Abgesehen von der Eignung für bestimmte Bereiche haben Männer und Frauen prinzipiell die gleichen Rechte und Pflichten:

- in Bezug auf die Ibada (gottesdienstliche Handlungen): Gebet, Zakat, Fasten und Hadsch sind für Männer wie für Frauen gleichermaßen verpflichtend, es gibt lediglich für Frauen bestimmte Erleichterungen im Zusammenhang mit Schwangerschaft und Menstruation.

- in Bezug auf das Streben nach Wissen: Der Prophet (s.a.s.) sagte: "Das Streben nach Wissen ist Pflicht für jeden Muslim und jede Muslima." Der Prophet selbst (s.a.s.) hat einen Tag in der Woche auschließlich für Frauen reserviert, um ihnen Untericht in der Religion zu geben. (An den anderen Tagen waren Frauen auch anwesend, aber dieser Tag war nur für Frauen.)

- In der Moschee (Gebet, Predigt, Versammlungen) waren Frauen und Männer gleichermaßen anwesend. Die Männer standen (saßen) in den vorderen Reihen, die Frauen in den hinteren, damit sie sich nicht gegenseitig ablenkten. Amir Zaidan wies bei dieser Gelegenheit darauf hin, daß eine Abtrennung zwischen Männer- und Frauenteil in der Zeit des Propheten nicht vorhanden war.

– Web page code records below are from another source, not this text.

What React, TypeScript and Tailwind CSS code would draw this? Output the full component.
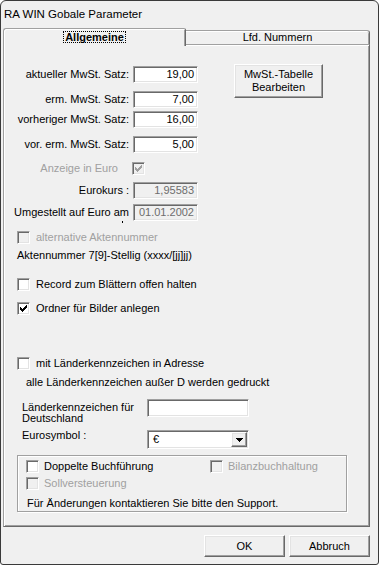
import React from "react";

const sunken =
  "border border-t-[#a0a0a0] border-l-[#a0a0a0] border-b-white border-r-white shadow-[inset_1px_1px_0_#696969,inset_-1px_-1px_0_#e3e3e3]";
const raised =
  "border border-t-white border-l-white border-b-[#696969] border-r-[#696969] shadow-[inset_-1px_-1px_0_#a0a0a0,inset_1px_1px_0_#e3e3e3]";

function Check({ color }: { color: string }) {
  return (
    <svg width="7" height="7" viewBox="0 0 7 7" shapeRendering="crispEdges" fill={color}>
      <rect x="6" y="0" width="1" height="1" />
      <rect x="5" y="1" width="2" height="1" />
      <rect x="0" y="2" width="1" height="1" />
      <rect x="4" y="2" width="3" height="1" />
      <rect x="0" y="3" width="2" height="1" />
      <rect x="3" y="3" width="3" height="1" />
      <rect x="0" y="4" width="5" height="1" />
      <rect x="1" y="5" width="3" height="1" />
      <rect x="2" y="6" width="1" height="1" />
    </svg>
  );
}

function CheckBox({ checked = false, disabled = false }: { checked?: boolean; disabled?: boolean }) {
  return (
    <div
      className={`w-[13px] h-[13px] shrink-0 flex items-center justify-center ${sunken} ${
        disabled ? "bg-[#f0f0f0]" : "bg-white"
      }`}
    >
      {checked && <Check color={disabled ? "#a0a0a0" : "#000000"} />}
    </div>
  );
}

function NumField({ value, disabled = false }: { value: string; disabled?: boolean }) {
  return (
    <div
      className={`ml-[4px] w-[65px] h-[17px] flex items-center justify-end pr-[3px] ${sunken} ${
        disabled ? "bg-[#f0f0f0] text-[#6d6d6d]" : "bg-white text-black"
      }`}
    >
      {value}
    </div>
  );
}

function Row({ label, value, mt, disabled }: { label: string; value: string; mt: string; disabled?: boolean }) {
  return (
    <div className={`flex items-center h-[17px] ${mt}`}>
      <div className="w-[125px] text-right whitespace-nowrap">{label}</div>
      <NumField value={value} disabled={disabled} />
    </div>
  );
}

export default function App() {
  return (
    <div className="w-[379px] h-[565px] bg-[#f0f0f0] border border-[#3a3a3a] rounded-t-[6px] rounded-b-[3px] flex flex-col overflow-hidden text-[11px] leading-[13px] text-black font-['Liberation_Sans',Arial,sans-serif]">
      {/* Title bar */}
      <div className="h-[27px] shrink-0 flex items-center pl-[3px] text-[11.5px]">RA WIN Gobale Parameter</div>

      {/* Tabs */}
      <div className="h-[16px] shrink-0 flex items-end ml-[2px]">
        <div className="relative z-10 self-start h-[18px] w-[183px] bg-[#f0f0f0] border-t border-l border-r border-t-[#a0a0a0] border-l-[#a0a0a0] border-r-[#696969] rounded-tl-[3px] rounded-tr-[2px] shadow-[inset_1px_1px_0_#ffffff,inset_-1px_0_0_#a0a0a0] flex justify-center pt-[2px]">
          <span className="h-[12px] leading-[10px] font-bold border border-dotted border-black px-[1px]">Allgemeine</span>
        </div>
        <div className="h-[14px] w-[184px] bg-[#f0f0f0] border-t border-r border-t-[#a0a0a0] border-r-[#696969] rounded-tr-[3px] shadow-[inset_0_1px_0_#ffffff,inset_-1px_0_0_#a0a0a0] flex items-center justify-center">
          Lfd. Nummern
        </div>
      </div>

      {/* Panel */}
      <div className="ml-[2px] w-[367px] h-[483px] shrink-0 border border-t-[#a0a0a0] border-l-[#a0a0a0] border-r-[#696969] border-b-[#696969] shadow-[inset_1px_1px_0_#ffffff,inset_-1px_-1px_0_#a0a0a0] flex flex-col">
        <div className="flex">
          <div className="flex flex-col pt-[21px]">
            <Row label="aktueller MwSt. Satz:" value="19,00" mt="mt-0" />
            <Row label="erm. MwSt. Satz:" value="7,00" mt="mt-[8px]" />
            <Row label="vorheriger MwSt. Satz:" value="16,00" mt="mt-[3px]" />
            <Row label="vor. erm. MwSt. Satz:" value="5,00" mt="mt-[8px]" />
            <div className="flex items-center h-[13px] mt-[9px]">
              <div className="w-[114px] text-right text-[#a0a0a0] whitespace-nowrap">Anzeige in Euro</div>
              <div className="ml-[14px]">
                <CheckBox checked disabled />
              </div>
            </div>
            <Row label="Eurokurs :" value="1,95583" mt="mt-[7px]" disabled />
            <div className="flex items-center h-[17px] mt-[5px]">
              <div className="relative w-[125px] text-right whitespace-nowrap">
                Umgestellt auf Euro am
                <span className="absolute right-[6px] top-[15px] w-[1px] h-[2px] bg-black"></span>
              </div>
              <NumField value="01.01.2002" disabled />
            </div>
          </div>
          <div className="ml-[36px] mt-[19px]">
            <div className={`w-[89px] h-[34px] flex flex-col items-center justify-center bg-[#f0f0f0] ${raised}`}>
              <span>MwSt.-Tabelle</span>
              <span>Bearbeiten</span>
            </div>
          </div>
        </div>

        <div className="flex flex-col pl-[13px]">
          <div className="flex items-center h-[13px] mt-[10px] gap-[6px]">
            <CheckBox disabled />
            <span className="text-[#a0a0a0]">alternative Aktennummer</span>
          </div>
          <div className="flex items-center h-[13px] mt-[5px]">Aktennummer 7[9]-Stellig (xxxx/[jj]jj)</div>
          <div className="flex items-center h-[13px] mt-[16px] gap-[6px]">
            <CheckBox />
            <span>Record zum Blättern offen halten</span>
          </div>
          <div className="flex items-center h-[13px] mt-[11px] gap-[6px]">
            <CheckBox checked />
            <span>Ordner für Bilder anlegen</span>
          </div>
          <div className="flex items-center h-[13px] mt-[42px] gap-[6px]">
            <CheckBox />
            <span>mit Länderkennzeichen in Adresse</span>
          </div>
          <div className="flex items-center h-[13px] mt-[6px] pl-[9px]">alle Länderkennzeichen außer D werden gedruckt</div>

          <div className="flex mt-[10px]">
            <div className="ml-[5px] w-[125px] pt-[3px] leading-[11px] flex flex-col">
              <span>Länderkennzeichen für</span>
              <span>Deutschland</span>
              <span className="mt-[6px]">Eurosymbol :</span>
            </div>
            <div className="flex flex-col">
              <div className={`w-[102px] h-[18px] bg-white ${sunken}`}></div>
              <div className={`mt-[13px] w-[102px] h-[19px] bg-white p-[1px] flex items-center ${sunken}`}>
                <span className="ml-[4px] flex-1">€</span>
                <div className={`w-[16px] h-[15px] bg-[#f0f0f0] flex items-center justify-center ${raised}`}>
                  <svg width="7" height="4" viewBox="0 0 7 4" shapeRendering="crispEdges" fill="#000">
                    <rect x="0" y="0" width="7" height="1" />
                    <rect x="1" y="1" width="5" height="1" />
                    <rect x="2" y="2" width="3" height="1" />
                    <rect x="3" y="3" width="1" height="1" />
                  </svg>
                </div>
              </div>
            </div>
          </div>

          <div className="mt-[6px] w-[330px] h-[57px] border border-[#a0a0a0] shadow-[1px_1px_0_#ffffff,inset_1px_1px_0_#ffffff] pl-[8px] pt-[4px] flex flex-col">
            <div className="flex items-center h-[13px]">
              <div className="w-[184px] flex items-center gap-[5px]">
                <CheckBox />
                <span>Doppelte Buchführung</span>
              </div>
              <div className="flex items-center gap-[5px]">
                <CheckBox disabled />
                <span className="text-[#a0a0a0]">Bilanzbuchhaltung</span>
              </div>
            </div>
            <div className="flex items-center h-[13px] mt-[4px] gap-[5px]">
              <CheckBox disabled />
              <span className="text-[#a0a0a0]">Sollversteuerung</span>
            </div>
            <div className="flex items-center h-[13px] mt-[7px] pl-[1px]">Für Änderungen kontaktieren Sie bitte den Support.</div>
          </div>
        </div>
      </div>

      {/* Buttons */}
      <div className="mt-[8px] flex justify-end gap-[4px] pr-[8px]">
        <div className={`w-[81px] h-[22px] flex items-center justify-center bg-[#f0f0f0] ${raised}`}>OK</div>
        <div className={`w-[81px] h-[22px] flex items-center justify-center bg-[#f0f0f0] ${raised}`}>Abbruch</div>
      </div>
    </div>
  );
}
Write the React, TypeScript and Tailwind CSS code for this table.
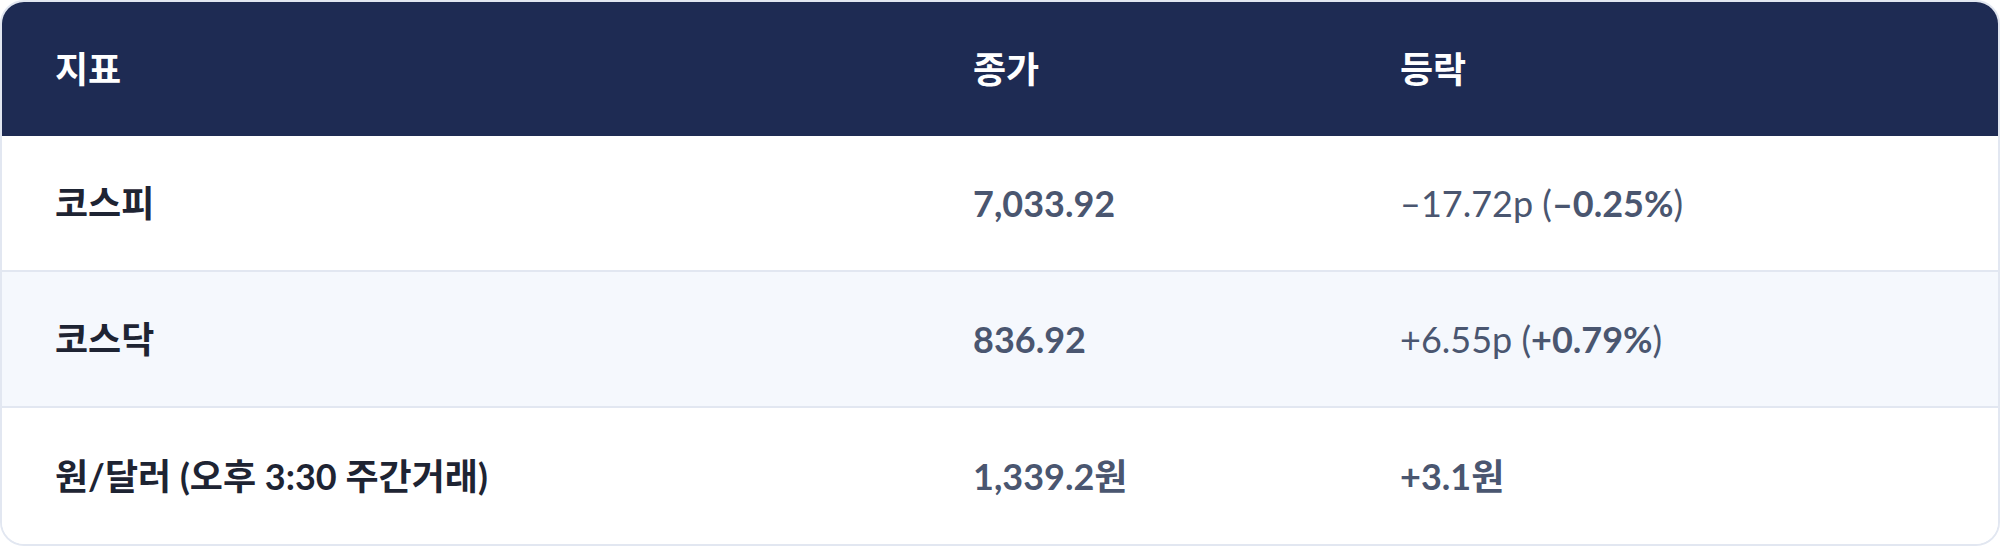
const rows = [
  {
    name: '코스피',
    close: '7,033.92',
    change: (
      <>
        –17.72p (<b className="font-bold">–0.25%</b>)
      </>
    ),
  },
  {
    name: '코스닥',
    close: '836.92',
    change: (
      <>
        +6.55p (<b className="font-bold">+0.79%</b>)
      </>
    ),
    striped: true,
  },
  {
    name: '원/달러 (오후 3:30 주간거래)',
    close: '1,339.2원',
    change: <b className="font-bold">+3.1원</b>,
  },
];

export default function App() {
  return (
    <div className="h-[546px] w-[2000px] bg-white font-['Lato','Noto_Sans_CJK_KR',sans-serif]">
      <div className="h-full overflow-hidden rounded-[24px] border-2 border-[#e2e7f1]">
        <div className="grid h-[134px] grid-cols-[918px_427px_1fr] items-center bg-[#1e2b53] text-[36px] font-bold text-white">
          <div className="pl-[53px]">지표</div>
          <div className="pl-[53px]">종가</div>
          <div className="pl-[53px]">등락</div>
        </div>
        {rows.map((r, i) => (
          <div
            key={r.name}
            className={`grid h-[136px] grid-cols-[918px_427px_1fr] items-center text-[36px] ${
              i < rows.length - 1 ? 'border-b-2 border-[#e2e7f1]' : ''
            } ${r.striped ? 'bg-[#f5f8fd]' : 'bg-white'}`}
          >
            <div className="pl-[53px] font-bold text-[#1e2433]">{r.name}</div>
            <div className="pl-[53px] font-bold text-[#4a5670]">{r.close}</div>
            <div className="pl-[53px] text-[#4a5670]">{r.change}</div>
          </div>
        ))}
      </div>
    </div>
  );
}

- Die Frau ist im Islam rechtsfähig und wirtschaftlich unabhängig (s.o.). (Amir Zaidan wies in diesem Zusammenhang auf den interessanten Fakt hin, daß in Deutschland bis in die 60er Jahre eine Genehmigung des Ehemannes nötig war, wenn eine Frau ein Konto eröffnen wollte.)

- Die Frau kann nicht zur Ehe gezwungen werden. Eine Ehe, die unter Zwang zustande kommt, ist nicht rechtskräftig.

- Die Frau kann eine Scheidung verlangen, auch wenn von Seiten des Mannes kein Fehlverhalten vorliegt. Nach einem Fall zur Zeit des Propheten (s.a.s.) gibt die Frau in diesem Fall die mahr (Brautgabe) an den Mann zurück.

- Eine Frau kann genau wie ein Mann Asyl gewähren. Das islamische Asylrecht unterscheidet sich vom deutschen darin, daß nicht der Staat, sondern die Einzelperson Asyl gewährt. Eine Frau zur Zeit des Propheten (s.a.s.) gewährte zwei Mekkanern Asyl, und war bereit, sie mit ihrem eigenen Leben vor Angriffen der Muslime zu schützen. Der Prophet (s.a.s.) bezeichnete ihre Handlungsweise ausdrücklich als richtig.

- Die Frau ist genau wie der Mann wahlberechigt. Als sich bei der Wahl des 3. Kalifen die Kandidaten auf niemanden einigen konnten, wurden alle Bewohner Medinas befragt, die Frauen ebenso wie die Männer.